More Maritime History

The first circumnavigation of the earth to be reported in English [and probably just the second ever made in a single voyage] was achieved by Sir Francis Drake and 59 survivors from his crews in 1577-80. Drake's mission had been to disrupt and despoil Spanish trade on the western shores of South America, where the Spaniards did not anticipate hostile forces to penetrate.Unarmed merchant vessels enabled him to take rich pickings for Queen Elizabeth I, including Drake's Jewel which is still on display. The difficulties of getting round the south of South America and into the ocean that Magellan had called Pacific were notorious: strong gales, dangerous coastal  topography and Antarctic cold. Drake lost all his ships except his flagship, the Pelican [later to be re-named the Golden Hind] before he was in the relatively safe conditions of the South Pacific. Rather than facing a return trip around Cape Horn and running the gauntlet of Spanish ships seeking revenge, Drake decided to sail west and cross the whole Pacific, the Indian Ocean and the Atlantic. Such random raiding by English ships infuriated King Philip, who readily accepted the Pope's declaration that Elizabeth I was illegitimate as she had been born while Henry VIII's first wife [Mary I's mother] remained alive and - in the Pope's view - still married to Henry. Philip therefore concluded that it was a matter of propriety, even a religious duty, to remove Elizabeth from the English throne and coincidentally to stop English piracy against Spanish trade. He spent six years constructing and preparing a vast fleet to carry his army [Armada] from Spain to his territory in the Netherlands where even more troops and guns would augment the force in an invasion of England.
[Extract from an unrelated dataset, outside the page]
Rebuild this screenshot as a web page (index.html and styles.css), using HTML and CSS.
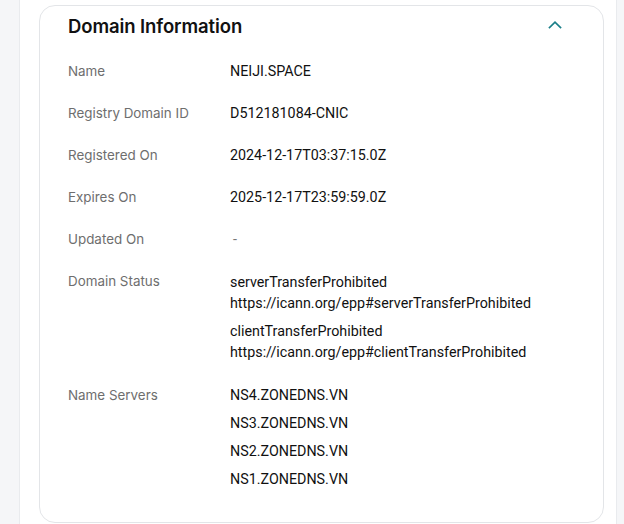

Adverse weather forced his fleet to sail up the west coast of Ireland, rather than take the simple route up the English Channel; many of his ships were damaged by the storm, some were wrecked on the Irish and Scottish coasts, and the fleet that eventually reached the Spanish Netherlands [modern Belgium] was seriously depleted. Nevertheless, in principle it was still vastly stronger than the English forces that Elizabeth had been able to assemble, largely by requisitioning commercial vessels. Taking advantage of the west wind, the English admirals in the Channel set fire to several of the commandeered ships and sent them among the anchored Spanish vessels, with significant loss to the larger fleet. The English then harassed the enemy with such effect that Philip's commander-in-chief decided that his force was too far depleted to undertake an invasion of the apparently well-defended English mainland. Vowing to have another try later, Philip reluctantly accepted the situation.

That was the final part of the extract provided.